PySpark SQL 基本操作

本文轉載自查看原文 2020-04-13 20:14 3105 Spark/ Python

記錄備忘：

轉自： https://www.jianshu.com/p/177cbcb1cb6f

數據拉取

加載包：

from __future__ import print_function

import pandas as pd

from pyspark.sql import HiveContext

from pyspark import SparkContext,SparkConf

from sqlalchemy import create_engine

import datetime

import pyspark.sql.functions as F

 

conf = SparkConf().setAppName("abc")

sc = SparkContext(conf=conf)

hiveCtx = HiveContext(sc)

 

# 創建dataframe

d = [{'name': 'Alice', 'age': 1},{'name': 'Bob', 'age': 5}]

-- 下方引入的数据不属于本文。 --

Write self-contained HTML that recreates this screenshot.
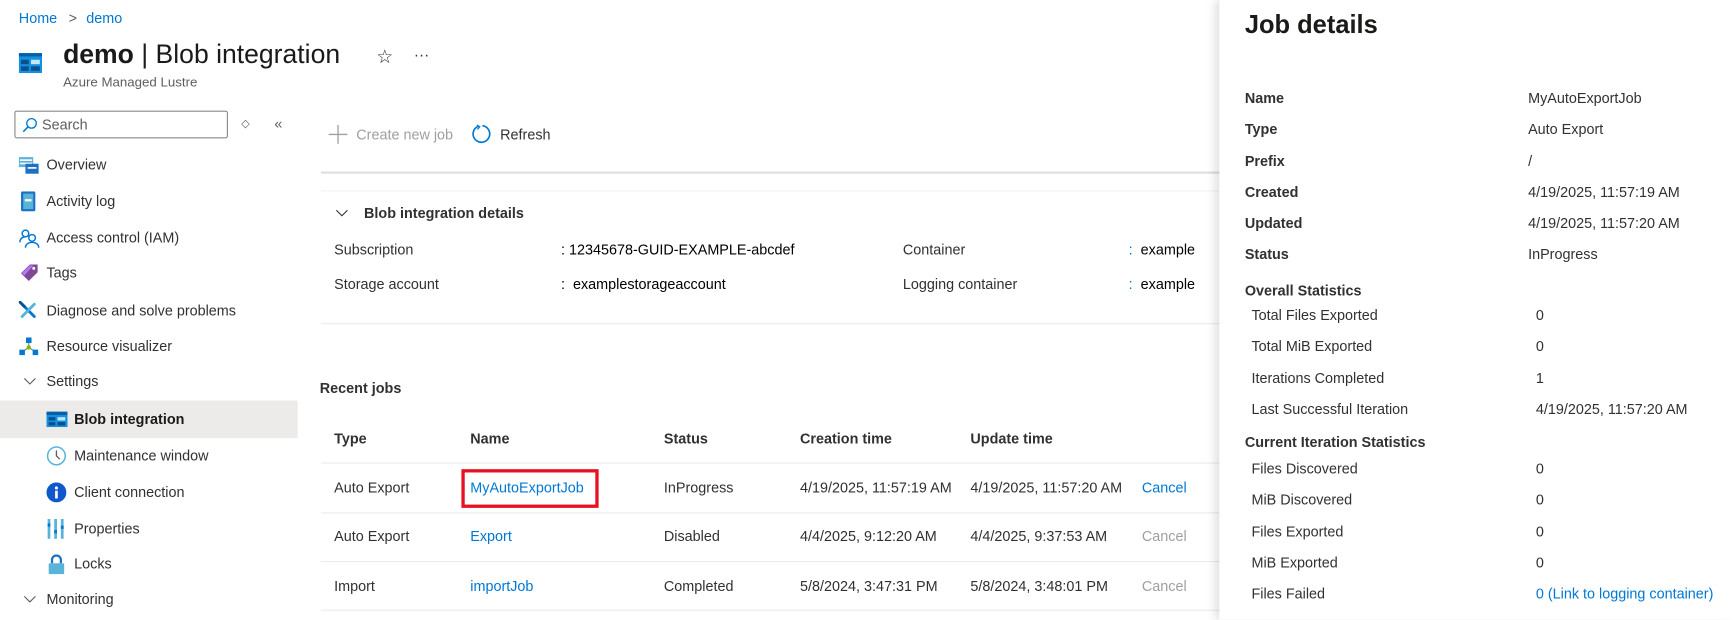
<!DOCTYPE html>
<html><head><meta charset="utf-8"><style>
*{margin:0;padding:0;box-sizing:border-box}
html,body{width:1735px;height:619px;overflow:hidden;background:#fff}
#w{position:absolute;left:0;top:0;width:1568px;height:560px;transform:scale(1.10651);transform-origin:0 0;font-family:"Liberation Sans",sans-serif;font-size:13px;color:#323130}
.t{position:absolute;line-height:16px;white-space:nowrap}
.b{font-weight:bold}
.blue{color:#0078d4}
.line{position:absolute;height:1px;background:#edebe9}
.ic{position:absolute}
</style></head><body><div id="w">

<div class="t blue" style="left:17px;top:9px">Home</div>
<div class="t" style="left:62px;top:9px;color:#605e5c">&gt;</div>
<div class="t blue" style="left:78px;top:9px">demo</div>

<svg class="ic" style="left:17px;top:44px" width="21" height="26" viewBox="0 0 21 26"><rect x="0" y="4" width="21" height="18" fill="#1490df"/><rect x="0" y="4" width="21" height="3" fill="#0a5ea8"/><rect x="2" y="10" width="7" height="4" fill="#0a4f8f"/><rect x="11" y="10" width="8" height="4" fill="#c3e6fb"/><rect x="2" y="16" width="7" height="4" fill="#0a4f8f"/><rect x="11" y="16" width="8" height="4" fill="#0a4f8f"/></svg>
<div class="t" style="left:57px;top:35px;font-size:24px;line-height:30px;color:#1b1a19"><b>demo</b> | Blob integration</div>
<div class="t" style="left:340px;top:41px;font-size:17px;line-height:22px">☆</div>
<div class="t" style="left:374px;top:41px;font-size:14px">···</div>
<div class="t" style="left:57px;top:66px;font-size:12px;color:#605e5c">Azure Managed Lustre</div>

<div style="position:absolute;left:13px;top:100px;width:193px;height:25px;border:1px solid #8a8886;border-radius:2px"></div>
<svg class="ic" style="left:20px;top:106px" width="14" height="14" viewBox="0 0 14 14"><circle cx="8.5" cy="5.5" r="4.3" fill="none" stroke="#0078d4" stroke-width="1.2"/><path d="M5.5 8.5 L1 13" stroke="#0078d4" stroke-width="1.4"/></svg>
<div class="t" style="left:38px;top:105px;color:#605e5c">Search</div>
<div class="t" style="left:218px;top:105px;font-size:10px;color:#605e5c">◇</div>
<div class="t" style="left:248px;top:104px;color:#605e5c">«</div>

<svg class="ic" style="left:17px;top:141px" width="18" height="17"><rect x="0" y="1" width="13" height="9" fill="#59b4d9"/><rect x="1" y="3" width="11" height="1.5" fill="#fff"/><rect x="1" y="6" width="11" height="1.5" fill="#fff"/><rect x="6" y="7" width="12" height="9" fill="#1e70c2"/><rect x="8" y="10" width="8" height="1.5" fill="#fff"/></svg>
<div class="t" style="left:42px;top:141px">Overview</div>
<svg class="ic" style="left:19px;top:173px" width="13" height="18"><rect x="0" y="0" width="13" height="18" rx="1.5" fill="#1e70c2"/><rect x="2" y="2" width="9" height="14" fill="#59b4d9"/><rect x="3.5" y="7" width="6" height="2" fill="#fff"/></svg>
<div class="t" style="left:42px;top:174px">Activity log</div>
<svg class="ic" style="left:17px;top:206px" width="20" height="18" fill="none" stroke="#0078d4" stroke-width="1.3"><circle cx="6" cy="5" r="3"/><path d="M1 13c0-3 2-5 5-5"/><circle cx="12" cy="9" r="3"/><path d="M6 18c0-3 2.5-5 6-5s6 2 6 5"/></svg>
<div class="t" style="left:42px;top:207px">Access control (IAM)</div>
<svg class="ic" style="left:18px;top:238px" width="17" height="17"><path d="M1 9 L9 1 L16 1 L16 8 L8 16 Z" fill="#804998"/><path d="M2 9 L9 2 L12 2 L4 11Z" fill="#b77af4"/><circle cx="12.5" cy="4.5" r="1.3" fill="#fff"/></svg>
<div class="t" style="left:42px;top:239px">Tags</div>
<svg class="ic" style="left:17px;top:272px" width="17" height="17" stroke-width="2.6" stroke-linecap="round"><path d="M3 3 L14 14" stroke="#0078d4"/><path d="M14 3 L3 14" stroke="#59b4d9"/><path d="M1 1 L5 5" stroke="#0a4f8f"/></svg>
<div class="t" style="left:42px;top:273px">Diagnose and solve problems</div>
<svg class="ic" style="left:17px;top:304px" width="18" height="17"><path d="M9 4 V10 M9 10 L3 14 M9 10 L15 14" stroke="#7a7a7a" stroke-width="1"/><rect x="6.5" y="1" width="5" height="5" fill="#0078d4"/><circle cx="9" cy="10" r="2" fill="#7fba00"/><rect x="0.5" y="12" width="5" height="5" fill="#0078d4"/><rect x="12.5" y="12" width="5" height="5" fill="#0078d4"/></svg>
<div class="t" style="left:42px;top:305px">Resource visualizer</div>
<svg class="ic" style="left:21px;top:341px" width="12" height="8" fill="none" stroke="#605e5c"><path d="M1 1 L6 6 L11 1"/></svg>
<div class="t" style="left:42px;top:337px">Settings</div>

<div style="position:absolute;left:0;top:362px;width:269px;height:34px;background:#edebe9"></div>
<svg class="ic" style="left:42px;top:372px" width="19" height="14"><rect width="19" height="14" fill="#1490df"/><rect width="19" height="3" fill="#0a5ea8"/><rect x="2" y="5" width="6" height="3" fill="#0a4f8f"/><rect x="10" y="5" width="7" height="3" fill="#c3e6fb"/><rect x="2" y="9.5" width="6" height="3" fill="#0a4f8f"/><rect x="10" y="9.5" width="7" height="3" fill="#0a4f8f"/></svg>
<div class="t b" style="left:67px;top:371px;color:#1b1a19">Blob integration</div>
<svg class="ic" style="left:42px;top:403px" width="18" height="18" fill="none"><circle cx="9" cy="9" r="8" stroke="#59b4d9" stroke-width="1.4"/><path d="M9 4 V9 L12 12" stroke="#605e5c" stroke-width="1.2"/></svg>
<div class="t" style="left:67px;top:404px">Maintenance window</div>
<svg class="ic" style="left:42px;top:436px" width="18" height="18"><circle cx="9" cy="9" r="9" fill="#0f57cc"/><circle cx="9" cy="5" r="1.4" fill="#fff"/><rect x="7.8" y="7.5" width="2.4" height="7" fill="#fff"/></svg>
<div class="t" style="left:67px;top:437px">Client connection</div>
<svg class="ic" style="left:43px;top:469px" width="16" height="18"><rect x="0" y="0" width="2.5" height="18" fill="#59b4d9"/><rect x="0" y="4" width="2.5" height="3" fill="#0078d4"/><rect x="6" y="0" width="2.5" height="18" fill="#59b4d9"/><rect x="6" y="10" width="2.5" height="3" fill="#0078d4"/><rect x="12" y="0" width="2.5" height="18" fill="#59b4d9"/><rect x="12" y="6" width="2.5" height="3" fill="#0078d4"/></svg>
<div class="t" style="left:67px;top:470px">Properties</div>
<svg class="ic" style="left:43px;top:501px" width="16" height="18"><path d="M4 8 V5 a4 4 0 0 1 8 0 V8" fill="none" stroke="#1e70c2" stroke-width="2"/><rect x="1" y="8" width="14" height="10" rx="1" fill="#59b4d9"/></svg>
<div class="t" style="left:67px;top:502px">Locks</div>
<svg class="ic" style="left:21px;top:538px" width="12" height="8" fill="none" stroke="#605e5c"><path d="M1 1 L6 6 L11 1"/></svg>
<div class="t" style="left:42px;top:534px">Monitoring</div>

<svg class="ic" style="left:297px;top:113px" width="17" height="17" stroke="#a19f9d" stroke-width="1.2"><path d="M8.5 0 V17 M0 8.5 H17"/></svg>
<div class="t" style="left:322px;top:114px;color:#a19f9d">Create new job</div>
<svg class="ic" style="left:426px;top:112px" width="18" height="18" fill="none" stroke="#0078d4" stroke-width="1.5"><path d="M6 2.2 A7.5 7.5 0 1 0 10 1.6"/><path d="M5 1 L7.5 2.5 L5.5 5" stroke-width="1.2"/></svg>
<div class="t" style="left:452px;top:114px">Refresh</div>
<div class="line" style="left:290px;top:155px;width:812px;height:2px;background:#e1dfdd"></div>
<div class="line" style="left:290px;top:172px;width:812px;background:#f3f2f1"></div>

<svg class="ic" style="left:303px;top:189px" width="12" height="8" fill="none" stroke="#323130"><path d="M1 1 L6 6 L11 1"/></svg>
<div class="t b" style="left:329px;top:185px">Blob integration details</div>
<div class="t" style="left:302px;top:218px">Subscription</div>
<div class="t" style="left:507px;top:218px;color:#000">: 12345678-GUID-EXAMPLE-abcdef</div>
<div class="t" style="left:302px;top:249px">Storage account</div>
<div class="t" style="left:507px;top:249px;color:#000">:&nbsp; examplestorageaccount</div>
<div class="t" style="left:816px;top:218px">Container</div>
<div class="t" style="left:1020px;top:218px;color:#000"><span class="blue">:</span>&nbsp; example</div>
<div class="t" style="left:816px;top:249px">Logging container</div>
<div class="t" style="left:1020px;top:249px;color:#000"><span class="blue">:</span>&nbsp; example</div>
<div class="line" style="left:290px;top:292px;width:812px"></div>

<div class="t b" style="left:289px;top:343px">Recent jobs</div>
<div class="t b" style="left:302px;top:389px">Type</div>
<div class="t b" style="left:425px;top:389px">Name</div>
<div class="t b" style="left:600px;top:389px">Status</div>
<div class="t b" style="left:723px;top:389px">Creation time</div>
<div class="t b" style="left:877px;top:389px">Update time</div>
<div class="line" style="left:290px;top:418px;width:812px"></div>

<div class="t" style="left:302px;top:433px">Auto Export</div>
<div style="position:absolute;left:417px;top:424px;width:124px;height:35px;border:3px solid #e81123"></div>
<div class="t blue" style="left:425px;top:433px">MyAutoExportJob</div>
<div class="t" style="left:600px;top:433px">InProgress</div>
<div class="t" style="left:723px;top:433px">4/19/2025, 11:57:19 AM</div>
<div class="t" style="left:877px;top:433px">4/19/2025, 11:57:20 AM</div>
<div class="t blue" style="left:1032px;top:433px">Cancel</div>
<div class="line" style="left:290px;top:463px;width:812px"></div>

<div class="t" style="left:302px;top:477px">Auto Export</div>
<div class="t blue" style="left:425px;top:477px">Export</div>
<div class="t" style="left:600px;top:477px">Disabled</div>
<div class="t" style="left:723px;top:477px">4/4/2025, 9:12:20 AM</div>
<div class="t" style="left:877px;top:477px">4/4/2025, 9:37:53 AM</div>
<div class="t" style="left:1032px;top:477px;color:#a19f9d">Cancel</div>
<div class="line" style="left:290px;top:507px;width:812px"></div>

<div class="t" style="left:302px;top:522px">Import</div>
<div class="t blue" style="left:425px;top:522px">importJob</div>
<div class="t" style="left:600px;top:522px">Completed</div>
<div class="t" style="left:723px;top:522px">5/8/2024, 3:47:31 PM</div>
<div class="t" style="left:877px;top:522px">5/8/2024, 3:48:01 PM</div>
<div class="t" style="left:1032px;top:522px;color:#a19f9d">Cancel</div>
<div class="line" style="left:290px;top:551px;width:812px"></div>

<div style="position:absolute;left:1102px;top:0;width:466px;height:560px;background:#fff;box-shadow:-4px 0 8px rgba(0,0,0,0.12)"></div>
<div class="t b" style="left:1125px;top:7px;font-size:23px;line-height:30px;color:#1b1a19">Job details</div>
<div class="t b" style="left:1125px;top:81px">Name</div><div class="t" style="left:1381px;top:81px">MyAutoExportJob</div>
<div class="t b" style="left:1125px;top:109px">Type</div><div class="t" style="left:1381px;top:109px">Auto Export</div>
<div class="t b" style="left:1125px;top:138px">Prefix</div><div class="t" style="left:1381px;top:138px">/</div>
<div class="t b" style="left:1125px;top:166px">Created</div><div class="t" style="left:1381px;top:166px">4/19/2025, 11:57:19 AM</div>
<div class="t b" style="left:1125px;top:194px">Updated</div><div class="t" style="left:1381px;top:194px">4/19/2025, 11:57:20 AM</div>
<div class="t b" style="left:1125px;top:222px">Status</div><div class="t" style="left:1381px;top:222px">InProgress</div>
<div class="t b" style="left:1125px;top:255px">Overall Statistics</div>
<div class="t" style="left:1131px;top:277px">Total Files Exported</div><div class="t" style="left:1388px;top:277px">0</div>
<div class="t" style="left:1131px;top:305px">Total MiB Exported</div><div class="t" style="left:1388px;top:305px">0</div>
<div class="t" style="left:1131px;top:334px">Iterations Completed</div><div class="t" style="left:1388px;top:334px">1</div>
<div class="t" style="left:1131px;top:362px">Last Successful Iteration</div><div class="t" style="left:1388px;top:362px">4/19/2025, 11:57:20 AM</div>
<div class="t b" style="left:1125px;top:392px">Current Iteration Statistics</div>
<div class="t" style="left:1131px;top:416px">Files Discovered</div><div class="t" style="left:1388px;top:416px">0</div>
<div class="t" style="left:1131px;top:444px">MiB Discovered</div><div class="t" style="left:1388px;top:444px">0</div>
<div class="t" style="left:1131px;top:473px">Files Exported</div><div class="t" style="left:1388px;top:473px">0</div>
<div class="t" style="left:1131px;top:501px">MiB Exported</div><div class="t" style="left:1388px;top:501px">0</div>
<div class="t" style="left:1131px;top:529px">Files Failed</div><div class="t blue" style="left:1388px;top:529px">0 (Link to logging container)</div>
</div></body></html>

df = sqlContext.createDataFrame(d)

df.show() 

 

sql = "" # 拉數SQL

df  = hiveCtx.sql(sql)

數據探索

df.show() # 不加參數默認展示前20行

df.count() 

df.printSchema() 

df.columns

數據處理

df.select('age','name') # 帶show才能看到結果

df.select(df.age.alias('age_value'),'name')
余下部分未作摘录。